Hook it up the the little L vacuum pipe that’s jutting off the brake booster fitting on the intake manifold. The AC idle up vacuum hose normally connects there.
 
Yes, sure seems like something in the idle circuit if all the ICS tests check out. Particularly if your engine vacuum is ok, and it holds RPM above 1200 without stalling, and the full level in the sight glass remains at the 'middle' level while running and after stopping the engine.

Sounds like you're trying to avoid a rebuild, but if you've got an almost 40-year-old truck with the original untouched carb...

1700427432956.png
 
Yes, sure seems like something in the idle circuit if all the ICS tests check out. Particularly if your engine vacuum is ok, and it holds RPM above 1200 without stalling, and the full level in the sight glass remains at the 'middle' level while running and after stopping the engine.

Sounds like you're trying to avoid a rebuild, but if you've got an almost 40-year-old truck with the original untouched carb...

View attachment 3486068
Totally fine with tearing into a rebuild. Actually already ordered the kit. Just wanted to get other opinions on it. I’ll get a vacuum test going and see what we’ve got.
 
I obviously don't know your skill or experience level, so just a friendly FYI: Don't try and remove the shafts or anything in the throttle body, soak and clean as is, then blow out. Very difficult to remove the flow-thru set screw in the bottom without the proper driver set (or you can make one). Chances are good you'll bugger it without proper-fitting tool (fat tip in the middle of pic below).

Good luck. Subscribe for ease of posting pix.


1700428818580.png
 
I obviously don't know your skill or experience level, so just a friendly FYI: Don't try and remove the shafts or anything in the throttle body, soak and clean as is, then blow out. Very difficult to remove the flow-thru set screw in the bottom without the proper driver set (or you can make one). Chances are good you'll bugger it without proper-fitting tool (fat tip in the middle of pic below).

Good luck. Subscribe for ease of posting pix.


View attachment 3486109
Thanks for the heads up! Just thinking about this.. is it strange at all that the idle solenoid doesn’t affect the truck plugged in or unplugged when it’s idling at 1200? In my understanding that should kill the truck. I have confirmed 12v and heard the click with ignition on.. am I overlooking something simple?
 
Thanks for the heads up! Just thinking about this.. is it strange at all that the idle solenoid doesn’t affect the truck plugged in or unplugged when it’s idling at 1200? In my understanding that should kill the truck. I have confirmed 12v and heard the click with ignition on.. am I overlooking something simple?
at 1200rpm its no longer running on the idle circuit its pulling from the main jet. So cutting power to the solenoid won't have any or minimal effect.
 
at 1200rpm its no longer running on the idle circuit its pulling from the main jet. So cutting power to the solenoid won't have any or minimal effect.
That’s what I figured. So the options are… idle circuit clogged or enough of an intake leak to negate the amount of fuel the idle circuit supplies?
 
That’s what I figured. So the options are… idle circuit clogged or enough of an intake leak to negate the amount of fuel the idle circuit supplies?
yep, you're on the right track. A vacuum gauge will help, and you can even try rigging up a home made smoke machine to push some smoke thru the intake to see if you can visually spot a leak. The truck is 40 years old so don't count out on wild cards like it has a massive vacuum leak AND the carb is clogged. Look into Remflex intake/exhaust gaskets if you find a leak and take a good look for cracks in the intake manifold under the heat riser once the carb is removed.
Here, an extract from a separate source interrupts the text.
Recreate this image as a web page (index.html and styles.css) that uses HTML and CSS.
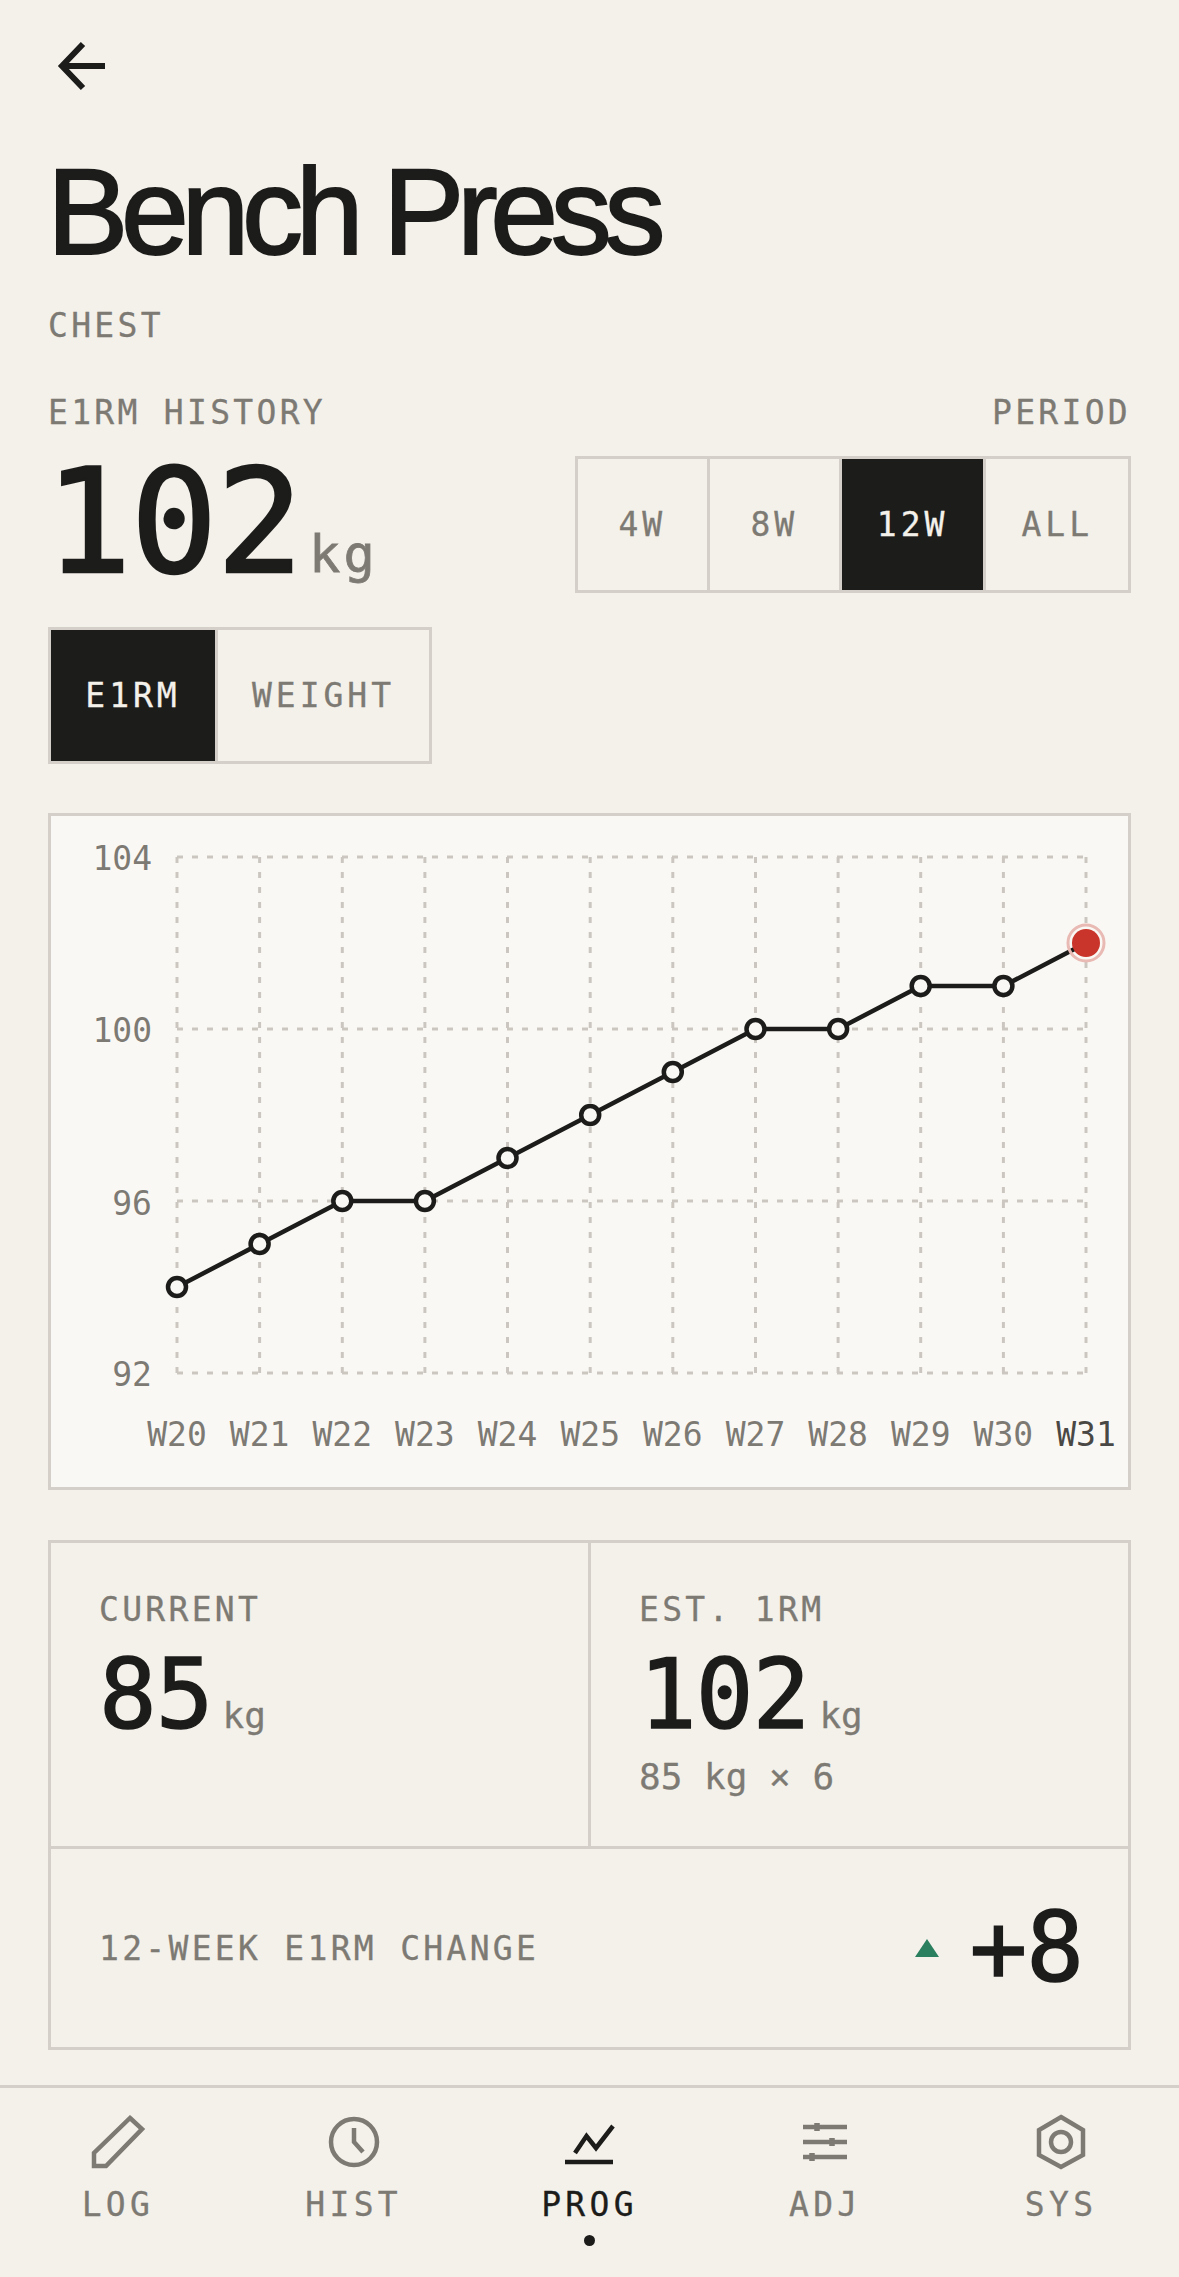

what do the plugs look like?
 
The EGR j-tube can get rusty and loose.
Interesting. Was messing around spraying carb cleaner while it was running today. Seems like if I spray it on the front of the intake under the carb it revs. Right where the egr and pcv meet at the intake. Looks like it’s got a gasket and a ton of orange stuff (rtv?) smooshed. The bolts are turntable. Guess that would be a massive intake leak if it’s pulling air there? Where would I get that gasket?
 
Pix
 
gasket OEM part # 25628-61050
 
IIRC the Remflex combo comes with that gasket (although OEM is fine too) and you're more than likely going to need a Remflex intake/exhaust gasket anyways. I would highly suggest coming up with whatever method works best for you after googling to smoke your intake and see all the other leaks. You don't want to seal that particular leak up just to take it all apart again to replace something additional.
 
IIRC the Remflex combo comes with that gasket (although OEM is fine too) and you're more than likely going to need a Remflex intake/exhaust gasket anyways. I would highly suggest coming up with whatever method works best for you after googling to smoke your intake and see all the other leaks. You don't want to seal that particular leak up just to take it all apart again to replace something additional.
Totally, I plan on stripping it down all the way and putting new gaskets on the whole system. From the looks of it, this kit only has the egr attachment to the exhaust manifold right? The one I was mentioning would be diamond shape but bigger semicircle hole.